Mesdames et messieurs, je vous demande à ce qui, selon vous, est la meilleure solution : est-ce le maximum que vous pouvez vous permettre ou le montant dont vous avez besoin?

En conclusion, je dirais que vous avez raison de vous inquiéter du fait que la précipitation à atteindre l’objectif de 5 % du PIB fixé par l’OTAN expose les deniers publics à des gaspillages, des abus et un secret excessif. Le gouvernement n’a pas eu à répondre à des questions fondamentales sur ses projets de dépenser des milliards et sur la manière dont ces projets répondent aux menaces réelles qui pèsent sur la sécurité du Canada. Pourquoi 12 sous-marins alors que nous en avons 4? Pourquoi 88 chasseurs F-35 alors que le gouvernement Harper n’en voulait que 65? Pourquoi 15 destroyers de classe Fleuves et rivières alors que notre flotte actuelle de frégates n’en compte que 12? Pourquoi renverser des décennies de politique en faveur de l’utilisation pacifique de l’espace et accepter de contribuer au programme du Dôme d’or du président Trump?

Les Canadiens méritent de participer aux discussions et aux décisions concernant l’utilisation des deniers publics, y compris en matière de défense nationale. Dans les années 1990, le gouvernement a mené un examen public approfondi des politiques en matière de défense et d’affaires étrangères du Canada à un moment charnière, pour reprendre un terme utilisé par le premier ministre, à la fin de la Guerre froide. Sommes-nous aujourd’hui à un moment charnière similaire? Certains diront que oui. Je pense que même le premier ministre serait d’accord avec cela.
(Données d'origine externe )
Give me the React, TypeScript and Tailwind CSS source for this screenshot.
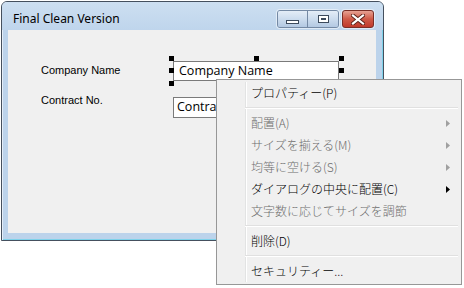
import React from "react";

// dialog editor with context menu open

const jp = { fontFamily: '"Noto Sans CJK JP", "Noto Sans", sans-serif' };

type Item =
  | { kind: "item"; label: string; disabled?: boolean; sub?: boolean }
  | { kind: "sep" };

const menuItems: Item[] = [
  { kind: "item", label: "プロパティー(P)" },
  { kind: "sep" },
  { kind: "item", label: "配置(A)", disabled: true, sub: true },
  { kind: "item", label: "サイズを揃える(M)", disabled: true, sub: true },
  { kind: "item", label: "均等に空ける(S)", disabled: true, sub: true },
  { kind: "item", label: "ダイアログの中央に配置(C)", sub: true },
  { kind: "item", label: "文字数に応じてサイズを調節", disabled: true },
  { kind: "sep" },
  { kind: "item", label: "削除(D)" },
  { kind: "sep" },
  { kind: "item", label: "セキュリティー..." },
];

const handles = [
  "left-[161px] top-[26px]",
  "left-[246px] top-[26px]",
  "left-[331px] top-[26px]",
  "left-[161px] top-[38px]",
  "left-[331px] top-[38px]",
  "left-[161px] top-[51px]",
];

const TitleButtons = () => (
  <div className="flex gap-[3px] mt-[8px]">
    <div className="flex rounded-[3px] border border-[#7489a4] overflow-hidden shadow-[0_0_0_1px_rgba(255,255,255,0.5)]">
      <div className="w-[30px] h-[16px] bg-gradient-to-b from-[#e4edf7] via-[#ccdcee] to-[#b3c8e2] flex items-end justify-center pb-[3px] border-r border-[#7489a4]">
        <div className="w-[13px] h-[4px] bg-white border border-[#3c4a5c]" />
      </div>
      <div className="w-[30px] h-[16px] bg-gradient-to-b from-[#e4edf7] via-[#ccdcee] to-[#b3c8e2] flex items-center justify-center">
        <div className="w-[11px] h-[8px] border border-[#3c4a5c] bg-white flex items-center justify-center">
          <div className="w-[5px] h-[2px] border border-[#3c4a5c]" />
        </div>
      </div>
    </div>
    <div className="w-[32px] h-[18px] rounded-[3px] border border-[#7a2e26] bg-gradient-to-b from-[#e6a193] via-[#cf5a48] to-[#c0392b] flex items-center justify-center shadow-[0_0_0_1px_rgba(255,255,255,0.5)]">
      <svg width="14" height="11" viewBox="0 0 14 11">
        <path d="M2 1.5 L12 9.5 M12 1.5 L2 9.5" stroke="#5a2018" strokeWidth="4" strokeLinecap="square" />
        <path d="M2 1.5 L12 9.5 M12 1.5 L2 9.5" stroke="#ffffff" strokeWidth="2.2" strokeLinecap="square" />
      </svg>
    </div>
  </div>
);

const ContextMenu = () => (
  <div className="absolute left-[216px] top-[79px] w-[246px] h-[206px] border border-[#979797] bg-[#f0f0f0] p-[2px]" style={jp}>
    <div className="absolute left-[28px] top-[2px] bottom-[2px] w-px bg-[#e2e3e3]" />
    <div className="absolute left-[29px] top-[2px] bottom-[2px] w-px bg-white" />
    <div className="relative flex flex-col">
      {menuItems.map((it, i) =>
        it.kind === "sep" ? (
          <div key={i} className="h-[8px] pt-[3px] ml-[26px] mr-[1px]">
            <div className="h-px bg-[#e0e0e0]" />
            <div className="h-px bg-white" />
          </div>
        ) : (
          <div
            key={i}
            className={`h-[22px] flex items-center pl-[32px] pr-[9px] text-[12px] font-light ${it.disabled ? "text-[#6d6d6d]" : "text-black"}`}
          >
            <span className="flex-1 leading-none whitespace-nowrap">{it.label}</span>
            {it.sub ? (
              <svg width="4" height="7" viewBox="0 0 4 7">
                <path d="M0 0 L4 3.5 L0 7 Z" fill={it.disabled ? "#a0a0a0" : "#000000"} />
              </svg>
            ) : null}
          </div>
        )
      )}
    </div>
  </div>
);

export default function App() {
  return (
    <div className="relative w-[464px] h-[288px] bg-white overflow-hidden">
      <div className="ml-[1px] mt-[1px] w-[383px] h-[240px] border border-[#45505e] rounded-t-[6px] bg-[#bcd3eb] flex flex-col shadow-[inset_1px_1px_0_#e4eef9,inset_-1px_-1px_0_#7fd2ea]">
        <div className="h-[28px] flex items-start justify-between pl-[11px] pr-[9px] rounded-t-[5px] bg-gradient-to-b from-[#cddff1] to-[#bfd5ec]">
          <span className="mt-[9px] text-[12px] leading-[16px] text-black" style={{ fontFamily: '"Noto Sans", "Open Sans", sans-serif' }}>
            Final Clean Version
          </span>
          <TitleButtons />
        </div>
        <div className="relative flex-1 ml-[6px] mr-[7px] mb-[7px] bg-[#f0f0f0]">
          <span className="absolute left-[33px] top-[34px] text-[11px] leading-[13px] text-black" style={{ fontFamily: '"Liberation Sans", Arial, sans-serif' }}>
            Company Name
          </span>
          <span className="absolute left-[33px] top-[64px] text-[11px] leading-[13px] text-black" style={{ fontFamily: '"Liberation Sans", Arial, sans-serif' }}>
            Contract No.
          </span>
          <div className="absolute left-[165px] top-[31px] w-[166px] h-[20px] border border-[#7a7a7a] bg-white pl-[5px] flex items-center text-[12.5px] text-black" style={{ fontFamily: '"Open Sans", "Noto Sans", sans-serif' }}>
            Company Name
          </div>
          <div className="absolute left-[165px] top-[67px] w-[166px] h-[21px] border border-[#7a7a7a] bg-white pl-[3px] flex items-center text-[12.5px] text-black" style={{ fontFamily: '"Open Sans", "Noto Sans", sans-serif' }}>
            Contract No.
          </div>
          {handles.map((h) => (
            <div key={h} className={`absolute w-[5px] h-[5px] bg-black ${h}`} />
          ))}
        </div>
      </div>
      <ContextMenu />
    </div>
  );
}
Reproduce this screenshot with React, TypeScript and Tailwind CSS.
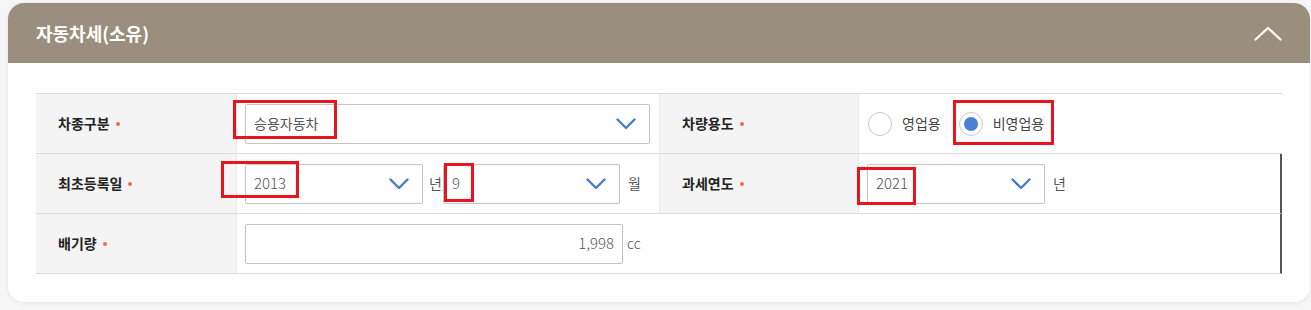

Est-ce le bon moment de retourner consulter la population, lui expliquer les menaces et écouter son avis dans le cadre d’un débat public sur la défense et la politique étrangère? Le moment est venu de faire participer les Canadiens à cet examen public.

J’ai hâte de parler des questions relatives aux dépenses de défense et du Dôme d’or. Ce sera un sujet de discussion, le thème d’un petit livre que j’ai écrit il y a plusieurs années. Je vous remercie de votre attention.

Le sénateur Cardozo : Merci à vous, témoins, d’être ici. Madame Mason, vous avez une longue expérience dans ce domaine. Vous avez été ambassadrice du Canada pour le désarmement auprès des Nations unies. Vous avez parlé du Dôme d’or, mais vous avez dit que nous devrions plutôt investir notre argent dans le NORAD. Je comprends très bien votre point de vue sur le Dôme d’or : les témoins précédents ont dit préférer un « Dôme érable ». Vous avez également parlé de l’ère Reagan.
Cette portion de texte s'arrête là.